▸ SUPPLIED MATERIAL:
## BEGIN
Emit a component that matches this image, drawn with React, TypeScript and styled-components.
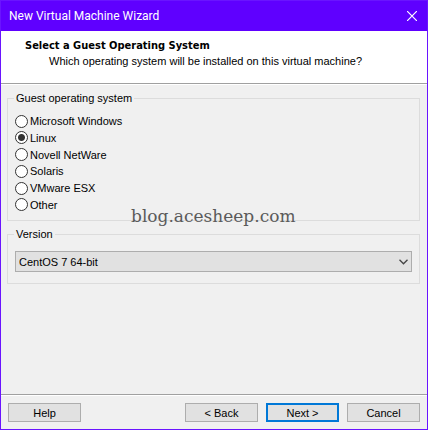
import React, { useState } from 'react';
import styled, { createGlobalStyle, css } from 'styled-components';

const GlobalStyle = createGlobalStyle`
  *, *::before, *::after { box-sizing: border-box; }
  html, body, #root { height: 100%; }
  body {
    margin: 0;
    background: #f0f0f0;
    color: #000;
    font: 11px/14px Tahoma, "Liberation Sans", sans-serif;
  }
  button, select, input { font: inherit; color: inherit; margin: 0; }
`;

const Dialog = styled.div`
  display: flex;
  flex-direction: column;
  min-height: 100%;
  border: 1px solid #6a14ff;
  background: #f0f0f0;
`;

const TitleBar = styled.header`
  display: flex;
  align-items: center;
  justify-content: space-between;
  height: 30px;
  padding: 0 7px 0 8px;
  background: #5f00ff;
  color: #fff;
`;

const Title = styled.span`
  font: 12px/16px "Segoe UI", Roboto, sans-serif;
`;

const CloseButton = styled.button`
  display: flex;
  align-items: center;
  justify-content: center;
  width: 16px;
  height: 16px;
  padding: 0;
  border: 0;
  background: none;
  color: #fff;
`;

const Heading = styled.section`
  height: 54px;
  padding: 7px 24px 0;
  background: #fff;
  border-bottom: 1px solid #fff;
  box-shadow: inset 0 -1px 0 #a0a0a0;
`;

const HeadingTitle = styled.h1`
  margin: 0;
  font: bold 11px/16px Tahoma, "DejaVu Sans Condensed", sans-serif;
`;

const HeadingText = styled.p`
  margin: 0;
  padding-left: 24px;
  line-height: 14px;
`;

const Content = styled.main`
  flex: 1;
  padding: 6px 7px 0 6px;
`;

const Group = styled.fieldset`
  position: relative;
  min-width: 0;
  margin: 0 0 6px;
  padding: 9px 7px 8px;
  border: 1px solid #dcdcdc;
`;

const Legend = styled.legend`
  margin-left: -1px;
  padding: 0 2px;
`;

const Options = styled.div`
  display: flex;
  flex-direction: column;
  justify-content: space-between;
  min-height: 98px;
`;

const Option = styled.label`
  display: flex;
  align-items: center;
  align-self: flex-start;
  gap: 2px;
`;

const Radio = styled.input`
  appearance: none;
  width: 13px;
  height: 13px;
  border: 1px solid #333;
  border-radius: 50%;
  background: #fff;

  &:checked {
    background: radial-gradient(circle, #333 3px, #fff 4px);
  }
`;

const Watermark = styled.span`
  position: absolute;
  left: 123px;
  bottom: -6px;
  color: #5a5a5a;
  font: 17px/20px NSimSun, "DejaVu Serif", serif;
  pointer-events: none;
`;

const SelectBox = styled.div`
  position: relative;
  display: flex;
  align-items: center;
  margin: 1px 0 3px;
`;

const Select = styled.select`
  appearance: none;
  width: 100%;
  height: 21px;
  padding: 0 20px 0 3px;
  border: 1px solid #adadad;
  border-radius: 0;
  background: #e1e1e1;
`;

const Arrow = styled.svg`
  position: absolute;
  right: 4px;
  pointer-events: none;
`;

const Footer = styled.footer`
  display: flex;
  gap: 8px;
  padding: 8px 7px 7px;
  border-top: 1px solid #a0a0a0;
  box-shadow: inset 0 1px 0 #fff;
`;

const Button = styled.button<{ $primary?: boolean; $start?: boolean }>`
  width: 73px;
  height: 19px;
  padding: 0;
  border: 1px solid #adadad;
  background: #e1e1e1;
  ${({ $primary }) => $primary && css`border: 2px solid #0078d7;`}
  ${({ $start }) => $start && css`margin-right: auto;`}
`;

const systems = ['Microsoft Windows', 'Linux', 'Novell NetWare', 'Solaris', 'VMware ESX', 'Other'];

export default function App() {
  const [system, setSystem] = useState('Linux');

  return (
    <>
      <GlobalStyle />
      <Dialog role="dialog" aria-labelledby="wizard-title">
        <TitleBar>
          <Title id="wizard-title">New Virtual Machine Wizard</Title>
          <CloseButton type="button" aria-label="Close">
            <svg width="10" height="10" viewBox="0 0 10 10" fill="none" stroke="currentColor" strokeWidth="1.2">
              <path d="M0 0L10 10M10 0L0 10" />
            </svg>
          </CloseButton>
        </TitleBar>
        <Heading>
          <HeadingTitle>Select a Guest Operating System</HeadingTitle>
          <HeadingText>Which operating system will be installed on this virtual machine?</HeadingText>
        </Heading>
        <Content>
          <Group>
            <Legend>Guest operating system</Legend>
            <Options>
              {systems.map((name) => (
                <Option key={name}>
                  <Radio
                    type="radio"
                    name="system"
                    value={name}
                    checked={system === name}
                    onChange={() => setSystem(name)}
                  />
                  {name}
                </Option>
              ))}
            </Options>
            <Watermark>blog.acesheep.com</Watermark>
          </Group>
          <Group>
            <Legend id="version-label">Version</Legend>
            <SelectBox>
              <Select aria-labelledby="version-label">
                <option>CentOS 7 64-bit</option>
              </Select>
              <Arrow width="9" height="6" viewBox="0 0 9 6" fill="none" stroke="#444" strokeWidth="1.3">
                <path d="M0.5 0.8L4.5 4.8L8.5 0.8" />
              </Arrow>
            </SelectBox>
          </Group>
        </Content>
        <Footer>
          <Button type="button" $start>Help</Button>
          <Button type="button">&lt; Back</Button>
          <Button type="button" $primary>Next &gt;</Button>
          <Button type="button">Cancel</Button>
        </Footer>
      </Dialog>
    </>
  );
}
## END
▸ SHORT PROBLEM:
From the listing, extract all text exactly as given and drop any picture.

▸ ANSWER TO THIS PROBLEM:
Emit a component that matches this image, drawn with React, TypeScript and styled-components.
import React, { useState } from 'react';
import styled, { createGlobalStyle, css } from 'styled-components';

const GlobalStyle = createGlobalStyle`
  *, *::before, *::after { box-sizing: border-box; }
  html, body, #root { height: 100%; }
  body {
    margin: 0;
    background: #f0f0f0;
    color: #000;
    font: 11px/14px Tahoma, "Liberation Sans", sans-serif;
  }
  button, select, input { font: inherit; color: inherit; margin: 0; }
`;

const Dialog = styled.div`
  display: flex;
  flex-direction: column;
  min-height: 100%;
  border: 1px solid #6a14ff;
  background: #f0f0f0;
`;

const TitleBar = styled.header`
  display: flex;
  align-items: center;
  justify-content: space-between;
  height: 30px;
  padding: 0 7px 0 8px;
  background: #5f00ff;
  color: #fff;
`;

const Title = styled.span`
  font: 12px/16px "Segoe UI", Roboto, sans-serif;
`;

const CloseButton = styled.button`
  display: flex;
  align-items: center;
  justify-content: center;
  width: 16px;
  height: 16px;
  padding: 0;
  border: 0;
  background: none;
  color: #fff;
`;

const Heading = styled.section`
  height: 54px;
  padding: 7px 24px 0;
  background: #fff;
  border-bottom: 1px solid #fff;
  box-shadow: inset 0 -1px 0 #a0a0a0;
`;

const HeadingTitle = styled.h1`
  margin: 0;
  font: bold 11px/16px Tahoma, "DejaVu Sans Condensed", sans-serif;
`;

const HeadingText = styled.p`
  margin: 0;
  padding-left: 24px;
  line-height: 14px;
`;

const Content = styled.main`
  flex: 1;
  padding: 6px 7px 0 6px;
`;

const Group = styled.fieldset`
  position: relative;
  min-width: 0;
  margin: 0 0 6px;
  padding: 9px 7px 8px;
  border: 1px solid #dcdcdc;
`;

const Legend = styled.legend`
  margin-left: -1px;
  padding: 0 2px;
`;

const Options = styled.div`
  display: flex;
  flex-direction: column;
  justify-content: space-between;
  min-height: 98px;
`;

const Option = styled.label`
  display: flex;
  align-items: center;
  align-self: flex-start;
  gap: 2px;
`;

const Radio = styled.input`
  appearance: none;
  width: 13px;
  height: 13px;
  border: 1px solid #333;
  border-radius: 50%;
  background: #fff;

  &:checked {
    background: radial-gradient(circle, #333 3px, #fff 4px);
  }
`;

const Watermark = styled.span`
  position: absolute;
  left: 123px;
  bottom: -6px;
  color: #5a5a5a;
  font: 17px/20px NSimSun, "DejaVu Serif", serif;
  pointer-events: none;
`;

const SelectBox = styled.div`
  position: relative;
  display: flex;
  align-items: center;
  margin: 1px 0 3px;
`;

const Select = styled.select`
  appearance: none;
  width: 100%;
  height: 21px;
  padding: 0 20px 0 3px;
  border: 1px solid #adadad;
  border-radius: 0;
  background: #e1e1e1;
`;

const Arrow = styled.svg`
  position: absolute;
  right: 4px;
  pointer-events: none;
`;

const Footer = styled.footer`
  display: flex;
  gap: 8px;
  padding: 8px 7px 7px;
  border-top: 1px solid #a0a0a0;
  box-shadow: inset 0 1px 0 #fff;
`;

const Button = styled.button<{ $primary?: boolean; $start?: boolean }>`
  width: 73px;
  height: 19px;
  padding: 0;
  border: 1px solid #adadad;
  background: #e1e1e1;
  ${({ $primary }) => $primary && css`border: 2px solid #0078d7;`}
  ${({ $start }) => $start && css`margin-right: auto;`}
`;

const systems = ['Microsoft Windows', 'Linux', 'Novell NetWare', 'Solaris', 'VMware ESX', 'Other'];

export default function App() {
  const [system, setSystem] = useState('Linux');

  return (
    <>
      <GlobalStyle />
      <Dialog role="dialog" aria-labelledby="wizard-title">
        <TitleBar>
          <Title id="wizard-title">New Virtual Machine Wizard</Title>
          <CloseButton type="button" aria-label="Close">
            <svg width="10" height="10" viewBox="0 0 10 10" fill="none" stroke="currentColor" strokeWidth="1.2">
              <path d="M0 0L10 10M10 0L0 10" />
            </svg>
          </CloseButton>
        </TitleBar>
        <Heading>
          <HeadingTitle>Select a Guest Operating System</HeadingTitle>
          <HeadingText>Which operating system will be installed on this virtual machine?</HeadingText>
        </Heading>
        <Content>
          <Group>
            <Legend>Guest operating system</Legend>
            <Options>
              {systems.map((name) => (
                <Option key={name}>
                  <Radio
                    type="radio"
                    name="system"
                    value={name}
                    checked={system === name}
                    onChange={() => setSystem(name)}
                  />
                  {name}
                </Option>
              ))}
            </Options>
            <Watermark>blog.acesheep.com</Watermark>
          </Group>
          <Group>
            <Legend id="version-label">Version</Legend>
            <SelectBox>
              <Select aria-labelledby="version-label">
                <option>CentOS 7 64-bit</option>
              </Select>
              <Arrow width="9" height="6" viewBox="0 0 9 6" fill="none" stroke="#444" strokeWidth="1.3">
                <path d="M0.5 0.8L4.5 4.8L8.5 0.8" />
              </Arrow>
            </SelectBox>
          </Group>
        </Content>
        <Footer>
          <Button type="button" $start>Help</Button>
          <Button type="button">&lt; Back</Button>
          <Button type="button" $primary>Next &gt;</Button>
          <Button type="button">Cancel</Button>
        </Footer>
      </Dialog>
    </>
  );
}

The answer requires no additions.